Evelia’s cart has long sold tortas alongside its tamales. These have made the move to the restaurant; several make enthusiastic use of skinned, split, cold hot dogs, and one, the Supreme, incorporates a layer of Flamin’ Hot Cheetos. They are not quite as exciting as they sound.
But the kitchen space at the restaurant gives Ms. Coyotzi and her cooks the chance to travel down new roads, many of which are paved with masa bought from a nearby tortilleria. Shaped into small, rimmed ovals, the masa makes the simple snack called a picadita.
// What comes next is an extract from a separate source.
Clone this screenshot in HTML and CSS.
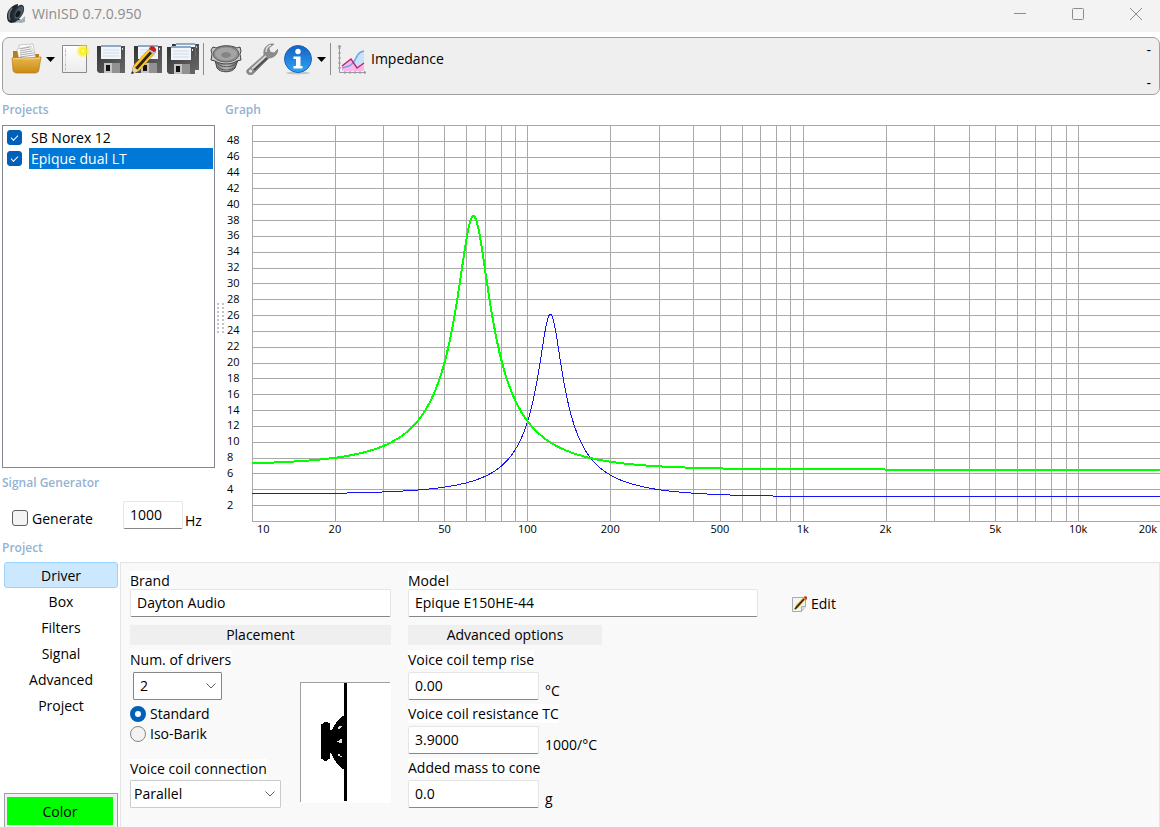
FILE: index.html
```
<!DOCTYPE html>
<html lang="en">
<head>
    <meta charset="UTF-8">
    <meta name="viewport" content="width=device-width, initial-scale=1.0">
    <title>WinISD 0.7.0.950</title>
    <link rel="stylesheet" href="styles.css">
</head>
<body>

    <header class="titlebar">
        <svg class="app-icon" width="20" height="20" viewBox="0 0 20 20">
            <path d="M12 0C6 1 1 6 1 12c0 4 1 6 4 7l7-1 3-2-4-2z" fill="#20262b"/>
            <path d="M6 4C3 7 2 12 4 16" stroke="#5f6e79" stroke-width="2" fill="none"/>
            <ellipse cx="12.500" cy="8.500" rx="4.500" ry="8.500" transform="rotate(28 12.500 8.500)" fill="#2c353d"/>
            <ellipse cx="13" cy="8.500" rx="3.200" ry="7" transform="rotate(28 13 8.500)" fill="#4d5962"/>
            <ellipse cx="12" cy="10" rx="2" ry="3.500" transform="rotate(28 12 10)" fill="#15191c"/>
            <path d="M9 18l3-2 3 0 4-4 0 6-4 1z" fill="#9fb2b1"/>
        </svg>
        <h1>WinISD 0.7.0.950</h1>
        <div class="window-buttons">
            <button aria-label="Minimize"><svg width="14" height="14"><path d="M1 6.500h12" /></svg></button>
            <button aria-label="Maximize"><svg width="14" height="14"><rect x="1.500" y="1.500" width="11" height="11" rx="1"/></svg></button>
            <button aria-label="Close"><svg width="14" height="14"><path d="M1 1l12 12M13 1L1 13"/></svg></button>
        </div>
    </header>

    <svg width="0" height="0" class="defs">
        <defs>
            <linearGradient id="gold" x1="0" y1="0" x2="0" y2="1"><stop offset="0" stop-color="#e9b84e"/><stop offset="1" stop-color="#c98a16"/></linearGradient>
            <linearGradient id="disk" x1="0" y1="0" x2="1" y2="1"><stop offset="0" stop-color="#333"/><stop offset="1" stop-color="#686868"/></linearGradient>
            <linearGradient id="paper" x1="0" y1="0" x2="0" y2="1"><stop offset="0" stop-color="#fff"/><stop offset="1" stop-color="#ececec"/></linearGradient>
            <linearGradient id="info" x1="0" y1="0" x2="0" y2="1"><stop offset="0" stop-color="#1561c0"/><stop offset="1" stop-color="#2fa5f6"/></linearGradient>
            <linearGradient id="metal" x1="0" y1="0" x2="1" y2="0"><stop offset="0" stop-color="#777"/><stop offset=".5" stop-color="#bbb"/><stop offset="1" stop-color="#666"/></linearGradient>
            <radialGradient id="star"><stop offset="0" stop-color="#fffbd0"/><stop offset=".4" stop-color="#fff000"/><stop offset="1" stop-color="#f8ef4a" stop-opacity="0.100"/></radialGradient>
            <symbol id="floppy" viewBox="0 0 28 29">
                <path d="M0 1h28v27H2l-2-2z" fill="url(#disk)"/>
                <path d="M4 0h20v14H4z" fill="#f2f6fb"/>
                <path d="M4 0h20v2H4z" fill="#8fa9c4"/>
                <path d="M6 5h16M6 8h16M6 11h16" stroke="#cfdcea"/>
                <path d="M7 18h16v10H7z" fill="#c4c4c4"/>
                <path d="M15 18h8v10h-8z" fill="#929292"/>
                <path d="M9 20h4v6H9z" fill="#111"/>
                <path d="M25 3h1v2h-1z" fill="#ddd"/>
            </symbol>
        </defs>
    </svg>

    <div class="toolbar">
        <button class="tool" aria-label="Open">
            <svg width="32" height="32" viewBox="0 0 32 32">
                <path d="M2 8h6l2 3h18v16H2z" fill="#b77d17"/>
                <path d="M8 2l14-1 3 16-17 1z" fill="#fff" stroke="#aaa" stroke-width=".600"/>
                <path d="M6 6l14-3 5 13H8z" fill="#fafafa" stroke="#bbb" stroke-width=".600"/>
                <path d="M9 6l10-2M9 8l11-2M9 10l12-2M9 12l13-2M9 14l14-2" stroke="#999" stroke-width=".800"/>
                <path d="M1 15c8-1 11 0 14 0l15-1-2 12c0 3-2 4-4 4H6c-2 0-4-1-4-3z" fill="url(#gold)" stroke="#b57c14" stroke-width=".700"/>
                <path d="M2 16c8-1 11 0 13 0l14-1" stroke="#f5d58c" fill="none"/>
            </svg>
            <svg class="arrow" width="9" height="5"><path d="M0 0h9L4.500 5z"/></svg>
        </button>
        <button class="tool" aria-label="New">
            <svg width="32" height="32" viewBox="0 0 32 32">
                <path d="M3.500 2.500h24v27h-24z" fill="url(#paper)" stroke="#8b8b8b"/>
                <path d="M6.500 5v23" stroke="#ddd"/>
                <path d="M6 8h1M6 12h1M6 22h1M6 26h1" stroke="#999"/>
                <circle cx="24" cy="8" r="7" fill="url(#star)"/>
            </svg>
        </button>
        <button class="tool" aria-label="Save"><svg width="32" height="32"><use href="#floppy" x="2" y="2" width="28" height="29"/></svg></button>
        <button class="tool" aria-label="Save as">
            <svg width="32" height="32" viewBox="0 0 32 32">
                <use href="#floppy" x="3" y="2" width="28" height="29"/>
                <path d="M19 5l6 4L8 28l-7 3 1-8z" fill="#2a2415"/>
                <path d="M19 5l2 1L4 25l-2-2zM23 8l2 1L8 28l-2-1z" fill="#ffc629"/>
                <path d="M2 23l6 5-7 3z" fill="#edd09a"/>
                <path d="M1 28l2 2-3 1z" fill="#222"/>
                <path d="M17 7l6 5 2-3-6-5z" fill="#b9bdbd"/>
                <path d="M19 4c2-3 7 1 6 4l-2 1-5-3z" fill="#cf1d1d"/>
            </svg>
        </button>
        <button class="tool" aria-label="Save all">
            <svg width="32" height="32" viewBox="0 0 32 32">
                <use href="#floppy" x="5" y="0" width="27" height="28"/>
                <use href="#floppy" x="0" y="3" width="28" height="29"/>
            </svg>
        </button>
        <span class="separator"></span>
        <button class="tool" aria-label="Driver database">
            <svg width="32" height="32" viewBox="0 0 32 32">
                <path d="M5 17l2 8c3 5 15 5 18 0l3-8z" fill="url(#metal)" stroke="#444"/>
                <path d="M7 20c4 5 15 5 19 0M8 24c4 4 13 4 17 0" fill="none" stroke="#555"/>
                <path d="M3 4l3 1C12 2 21 2 27 5l3-1 1 4-1 3 1 6-4 1c-6 4-16 4-22 0l-4-1 1-6-1-4z" fill="#c8c8c8" stroke="#444"/>
                <ellipse cx="16" cy="11" rx="13" ry="8" fill="#8a8a8a" stroke="#666"/>
                <ellipse cx="16" cy="11" rx="11" ry="6.500" fill="#a4a4a4"/>
                <ellipse cx="16" cy="12" rx="5" ry="3" fill="#858585"/>
            </svg>
        </button>
        <button class="tool" aria-label="Options">
            <svg width="32" height="32" viewBox="0 0 32 32">
                <path d="M1 27L18 12c-1-5 1-9 6-11l4 0-5 4 1 4 4 1 4-4c0 5-4 9-9 9L8 30c-3 4-9 1-7-3z" fill="#8b8b8b" stroke="#777" stroke-width=".600"/>
                <path d="M6 26L20 13" stroke="#d5d5d5" stroke-width="2"/>
                <path d="M8 27L21 15" stroke="#4c4c4c" stroke-width="2"/>
                <circle cx="4.500" cy="28" r="1.500" fill="#eee"/>
                <path d="M20 9c0-3 2-6 5-7" stroke="#ddd" stroke-width="1.500" fill="none"/>
            </svg>
        </button>
        <button class="tool" aria-label="Help">
            <svg width="32" height="32" viewBox="0 0 32 32">
                <ellipse cx="16" cy="30" rx="12" ry="1.500" fill="#c5c5c5"/>
                <circle cx="16" cy="16" r="13.500" fill="url(#info)" stroke="#1c63bb"/>
                <circle cx="16" cy="8.500" r="2.700" fill="#fff"/>
                <path d="M11.500 13.500h7v9.500h2v2.500h-9V23h2.500v-7h-2.500z" fill="#fff"/>
            </svg>
            <svg class="arrow" width="9" height="5"><path d="M0 0h9L4.500 5z"/></svg>
        </button>
        <span class="separator"></span>
        <button class="tool tool-text">
            <svg width="30" height="32" viewBox="0 0 30 32">
                <path d="M5 24c5-2 7 1 13-7 3-6 4-9 9-8v19H5z" fill="#c9e2fb"/>
                <path d="M5 23l8-7 6 9 8-5v8H5z" fill="#fbb7e9"/>
                <path d="M5 25c5-2 8 0 13-8 3-6 4-8 9-9" stroke="#6aa8f0" stroke-width="1.500" fill="none"/>
                <path d="M5 23l9-7 6 9 7-5" stroke="#c62368" stroke-width="1.500" fill="none"/>
                <path d="M2.500 2v27.500H29" stroke="#999" fill="none"/>
                <path d="M1 5h3M1 10h3M1 15h3M1 20h3M1 25h3M8 28v3M13 28v3M18 28v3M23 28v3M27 28l2 1.500-2 1.500M1 4l1.500-2L4 4" stroke="#999" fill="none"/>
            </svg>
            Impedance
        </button>
        <div class="readout"><span>-</span><span>-</span></div>
    </div>

    <main class="workspace">
        <aside class="sidebar">
            <h2>Projects</h2>
            <ul class="project-list">
                <li><input type="checkbox" id="p1" checked><label for="p1">SB Norex 12</label></li>
                <li class="selected"><input type="checkbox" id="p2" checked><label for="p2">Epique dual LT</label></li>
            </ul>
            <h2>Signal Generator</h2>
            <div class="generator">
                <input type="checkbox" id="generate">
                <label for="generate">Generate</label>
                <input type="text" class="field" id="freq" value="1000" aria-label="Frequency">
                <label class="unit" for="freq">Hz</label>
            </div>
        </aside>
        <div class="splitter"></div>
        <section class="graph">
            <h2>Graph</h2>
            <svg id="plot"></svg>
        </section>
    </main>

    <h2 class="project-title">Project</h2>
    <section class="project">
        <nav class="tabs">
            <button class="active">Driver</button>
            <button>Box</button>
            <button>Filters</button>
            <button>Signal</button>
            <button>Advanced</button>
            <button>Project</button>
            <div class="color-box"><button class="color">Color</button></div>
        </nav>

        <form class="panel">
            <div class="column placement">
                <label for="brand">Brand</label>
                <input type="text" class="field" id="brand" value="Dayton Audio">
                <h3>Placement</h3>
                <div class="placement-body">
                    <div class="placement-options">
                        <label for="drivers">Num. of drivers</label>
                        <select id="drivers" class="drivers">
                            <option>1</option>
                            <option selected>2</option>
                            <option>4</option>
                        </select>
                        <div class="radio"><input type="radio" name="mount" id="standard" checked><label for="standard">Standard</label></div>
                        <div class="radio"><input type="radio" name="mount" id="isobarik"><label for="isobarik">Iso-Barik</label></div>
                        <label for="connection" class="connection-label">Voice coil connection</label>
                        <select id="connection" class="connection">
                            <option>Parallel</option>
                            <option>Series</option>
                        </select>
                    </div>
                    <svg class="mount-picture" width="91" height="121" viewBox="0 0 91 121" shape-rendering="crispEdges">
                        <path d="M0 0h91v121H0z" fill="#fff"/>
                        <path d="M.500 120V.500H90" fill="none" stroke="#a0a0a0"/>
                        <path d="M44 1h3v118h-3z"/>
                        <path d="M21 42h2v-1h1v-1h4v1h2v7h2l2-4 4-6 2-1v-1l3-2h4v53h-4l-3-2-3-3-4-7-2-4h-1v6h-2v1h-1v1h-3v-1h-1v-1h-2z"/>
                        <path d="M38 46v-1h1v-1h3v1h-1v1h-1v1h-2zM37 59h2v-1h1v-1h2v4h-3v-1h-2zM38 72h2v2h2v1h-2v-1h-2z" fill="#ddd"/>
                    </svg>
                </div>
            </div>

            <div class="column model">
                <label for="model">Model</label>
                <input type="text" class="field" id="model" value="Epique E150HE-44">
                <div class="advanced">
                    <h3>Advanced options</h3>
                    <label for="temp">Voice coil temp rise</label>
                    <div class="measure"><input type="text" class="field" id="temp" value="0.00"><span class="unit">°C</span></div>
                    <label for="tc">Voice coil resistance TC</label>
                    <div class="measure"><input type="text" class="field" id="tc" value="3.9000"><span class="unit">1000/°C</span></div>
                    <label for="mass">Added mass to cone</label>
                    <div class="measure"><input type="text" class="field" id="mass" value="0.0"><span class="unit">g</span></div>
                </div>
            </div>

            <button type="button" class="edit">
                <svg width="16" height="16" viewBox="0 0 16 16">
                    <path d="M.500 1.500h13v9l-4 5h-9z" fill="#f4f4f4" stroke="#aaa"/>
                    <path d="M9.500 15.500v-5h4" fill="#ddd" stroke="#aaa"/>
                    <path d="M2 14l2-5 8-8 2 2-8 9z" fill="#d9a92c"/>
                    <path d="M3 13l9-10" stroke="#222" stroke-width="1.500"/>
                    <path d="M12 1l1-1 2 1v2l-1 1z" fill="#cc2b2b"/>
                </svg>
                Edit
            </button>
        </form>
    </section>

    <script src="graph.js"></script>
</body>
</html>
```
FILE: styles.css
```
* {
    box-sizing: border-box;
}

body {
    margin: 0;
    height: 100vh;
    min-height: 700px;
    display: flex;
    flex-direction: column;
    overflow: hidden;
    font-family: "Open Sans", "Segoe UI", sans-serif;
    font-size: 14px;
    line-height: 20px;
    color: #000;
    background: #fff;
}

button, input, select {
    font: inherit;
    color: inherit;
    margin: 0;
}

button {
    padding: 0;
    border: none;
    background: none;
}

h1, h2, h3 {
    margin: 0;
    font-weight: normal;
}

h2 {
    height: 30px;
    font-size: 12px;
    line-height: 30px;
    font-weight: 600;
    color: #94b2d2;
}

.defs {
    position: absolute;
}

/* title bar */
.titlebar {
    display: flex;
    align-items: center;
    height: 32px;
    flex: none;
    padding: 0 6px 4px;
    background: #f3f3f3;
}

.titlebar h1 {
    flex: 1;
    margin-left: 6px;
    font-size: 14px;
    color: #8c8c8c;
}

.window-buttons {
    display: flex;
    gap: 44px;
    padding-right: 11px;
}

.window-buttons button, .window-buttons svg {
    display: block;
}

.window-buttons svg {
    fill: none;
    stroke: #8c8c8c;
}

/* toolbar */
.toolbar {
    display: flex;
    align-items: flex-start;
    flex: none;
    height: 58px;
    margin: 5px 0 0 2px;
    padding: 5px 8px;
    border: 1px solid #a0a0a0;
    border-radius: 7px;
    background: #efefef;
}

.tool {
    display: flex;
    align-items: center;
    margin-right: 4px;
}

.arrow {
    margin-left: 3px;
}

.separator {
    width: 1px;
    height: 32px;
    margin-right: 6px;
    background: #8c8c8c;
}

.tool-text {
    gap: 4px;
}

.readout {
    display: flex;
    flex-direction: column;
    gap: 13px;
    margin-left: auto;
    margin-top: -3px;
}

/* upper half */
.workspace {
    display: flex;
    flex: 1;
    min-height: 0;
}

.sidebar {
    display: flex;
    flex-direction: column;
    width: 213px;
    margin-left: 2px;
}

.project-list {
    flex: 1;
    margin: 0;
    padding: 1px 1px 1px 4px;
    list-style: none;
    border: 1px solid #828790;
}

.project-list li {
    display: flex;
    align-items: center;
    gap: 7px;
    height: 21px;
}

.project-list label {
    flex: 1;
    padding-left: 2px;
    line-height: 21px;
}

.project-list .selected label {
    color: #fff;
    background: #0078d7;
}

input[type="checkbox"] {
    appearance: none;
    width: 15px;
    height: 15px;
    flex: none;
    border: 1px solid #5f5f5f;
    border-radius: 3px;
    background: #f3f3f3;
}

input[type="checkbox"]:checked {
    display: grid;
    place-items: center;
    border-color: #005fb8;
    background: #005fb8;
}

input[type="checkbox"]:checked::before {
    content: "";
    width: 6px;
    height: 3px;
    margin-bottom: 2px;
    border: solid #fff;
    border-width: 0 0 1px 1px;
    transform: rotate(-45deg);
}

.generator {
    display: flex;
    align-items: flex-start;
    height: 43px;
    padding: 3px 0 0 10px;
}

.generator input[type="checkbox"] {
    width: 16px;
    height: 16px;
    margin-top: 9px;
}

.generator label {
    margin-left: 4px;
    padding-top: 8px;
}

.generator .field {
    width: 60px;
    margin-left: auto;
}

.generator .unit {
    width: 30px;
    margin-left: 2px;
    padding-top: 10px;
}

/* two columns of grip dots */
.splitter {
    width: 7px;
    height: 30px;
    margin: auto 1px auto 2px;
    background:
        linear-gradient(90deg, transparent 2px, #fff 2px, #fff 5px, transparent 5px),
        repeating-linear-gradient(#c4c4c4 0 2px, #fff 2px 4px);
}

.graph {
    display: flex;
    flex-direction: column;
    flex: 1;
    min-width: 0;
}

#plot {
    flex: 1;
    width: 100%;
    min-height: 0;
    font-size: 11px;
}

#plot .grid {
    fill: none;
    stroke: #a9a9a9;
    shape-rendering: crispEdges;
}

#plot .curve {
    fill: none;
    shape-rendering: crispEdges;
}

/* lower half */
.project-title {
    height: 20px;
    flex: none;
    margin-left: 2px;
    line-height: 14px;
}

.project {
    display: flex;
    flex: none;
    height: 266px;
}

.tabs {
    display: flex;
    flex-direction: column;
    width: 114px;
    margin: 1px 2px 0 4px;
}

.tabs > button {
    height: 26px;
    padding-top: 1px;
}

.tabs > .active {
    border: 1px solid #99d1ff;
    border-radius: 3px;
    background: #cce8ff;
}

.color-box {
    margin-top: auto;
    padding: 3px 4px 2px 2px;
    border: 1px solid #a0a0a0;
    border-bottom: none;
    background: #f0f0f0;
}

.color {
    display: block;
    width: 100%;
    height: 28px;
    padding-top: 1px;
    background: #00ff00;
}

.panel {
    display: flex;
    align-items: flex-start;
    flex: 1;
    margin-top: 1px;
    padding: 8px 9px;
    border: 1px solid #e5e5e5;
    border-bottom: none;
    background: #f9f9f9;
}

.column {
    display: flex;
    flex-direction: column;
    align-items: flex-start;
}

.column label {
    background: #fff;
}

.placement {
    width: 261px;
    margin-right: 17px;
}

.model {
    width: 350px;
    margin-right: 34px;
}

.column > .field {
    width: 100%;
    margin-top: -2px;
}

.column h3 {
    width: 100%;
    margin: 8px 0 5px;
    font-size: 14px;
    text-align: center;
    background: #efefef;
}

.field {
    height: 28px;
    padding: 0 6px 1px;
    border: 1px solid #e5e5e5;
    border-bottom-color: #868686;
    border-radius: 2px;
    background: #fff;
}

.placement-body {
    display: flex;
    justify-content: space-between;
    width: 100%;
}

.placement-options {
    display: flex;
    flex-direction: column;
    align-items: flex-start;
}

select {
    appearance: none;
    height: 28px;
    padding: 0 6px;
    border: 1px solid #868686;
    border-radius: 1px;
    background: #fff url("data:image/svg+xml,%3Csvg xmlns='http://www.w3.org/2000/svg' width='10' height='6'%3E%3Cpath d='M.5.5l4.500 4.500L9.500.5' fill='none' stroke='%23606060'/%3E%3C/svg%3E") no-repeat right 5px center;
}

.drivers {
    width: 89px;
    margin: 2px 0 4px 3px;
}

.connection {
    width: 151px;
    margin-top: 1px;
    padding: 0 3px;
    border-color: #ccc;
}

.radio {
    display: flex;
    align-items: center;
    gap: 4px;
    height: 20px;
}

.radio label {
    background: none;
}

.connection-label {
    margin-top: 15px;
}

input[type="radio"] {
    appearance: none;
    width: 16px;
    height: 16px;
    border: 1px solid #868686;
    border-radius: 50%;
    background: #f3f3f3;
}

input[type="radio"]:checked {
    border: 5px solid #005fb8;
    background: #fff;
}

.mount-picture {
    margin-top: 32px;
}

.advanced {
    width: 194px;
}

.measure {
    display: flex;
    gap: 6px;
    margin: 2px 0 3px;
}

.measure .field {
    width: 131px;
}

.measure .unit {
    padding-top: 9px;
}

.edit {
    display: flex;
    align-items: center;
    gap: 3px;
    margin-top: 23px;
}
```
FILE: graph.js
```
const svg = document.getElementById("plot");

const LEFT = 27;      // room for the ohm labels
const BOTTOM = 20;    // room for the frequency labels
const F_MIN = 10, F_MAX = 20000, Z_MAX = 50;

const curves = [
    { color: "#1414f0", width: 1, f0: 121.2, peak: 26.1, low: 3.4, high: 3.05, q: 4.93 },
    { color: "#00ff00", width: 2, f0: 63.7, peak: 38.5, low: 7.1, high: 6.5, q: 3.6 }
];

// magnitude of a resistance in series with a parallel resonance
function impedance(c, f) {
    const re = f < c.f0 ? c.low : c.high;
    const u = c.q * (f / c.f0 - c.f0 / f);
    return Math.sqrt((c.peak ** 2 + (re * u) ** 2) / (1 + u * u));
}

function draw() {
    const w = svg.clientWidth - LEFT + 1;
    const h = svg.clientHeight - BOTTOM;
    const x = f => LEFT + w * Math.log(f / F_MIN) / Math.log(F_MAX / F_MIN);
    const y = z => h - h * z / Z_MAX;
    let grid = "", text = "", lines = "";

    for (let z = 0; z <= Z_MAX; z += 2) {
        const py = Math.round(y(z)) + 0.5;
        grid += `M${LEFT} ${py}H${LEFT + w}`;
        if (z > 0 && z < Z_MAX) {
            text += `<text x="2" y="${Math.floor(y(z)) + 4}">${z}</text>`;
        }
    }

    for (let decade = 10; decade <= F_MAX; decade *= 10) {
        for (let n = 1; n < 10 && n * decade <= F_MAX; n++) {
            const f = n * decade;
            grid += `M${Math.round(x(f)) + 0.5} 0V${h}`;
            if (n === 1 || n === 2 || n === 5) {
                const label = f >= 1000 ? f / 1000 + "k" : f;
                let anchor = "middle", px = x(f);
                if (f === F_MIN) { anchor = "start"; px += 5; }
                if (f === F_MAX) { anchor = "end"; px -= 4; }
                text += `<text x="${px}" y="${h + 12}" text-anchor="${anchor}">${label}</text>`;
            }
        }
    }

    curves.forEach(c => {
        const points = [];
        for (let px = 0; px <= w; px++) {
            const f = F_MIN * Math.pow(F_MAX / F_MIN, px / w);
            points.push(`${LEFT + px},${y(impedance(c, f)).toFixed(1)}`);
        }
        lines += `<polyline class="curve" stroke="${c.color}" stroke-width="${c.width}" points="${points.join(" ")}"/>`;
    });

    svg.innerHTML = `<path class="grid" d="${grid}"/>${lines}${text}`;
}

window.addEventListener("resize", draw);
draw();
```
In its purest form, a picadita is dressed only with salsa, raw onions crema and warm cheese. On request, the kitchen can also top yours with carne asada, chicken or chorizo.
Evelia’s tortillas have a deep corn flavor that tells you they are freshly made. Smaller ones are for tacos. Larger ones are crisped on the griddle to make quesadillas folded over fresh zucchini flowers or inky huitlacoche.
These dishes make a case for staying in the dining room for a while. (No quesadilla has ever improved after being wrapped for takeout.) And if you come to Evelia’s after the morning rush, you may find tables occupied by couples snapping close-ups of the Torta Supreme, groups of friends demolishing a couple of pounds of barbacoa, maybe a family dressed for church having spicy bowls of pancita, the tripe soup, on a Sunday afternoon. None of this would be likely without Evelia’s bigger menu.
Still, it is hard to imagine walking back out to Northern Boulevard without eating tamales, or at least stowing some away for later.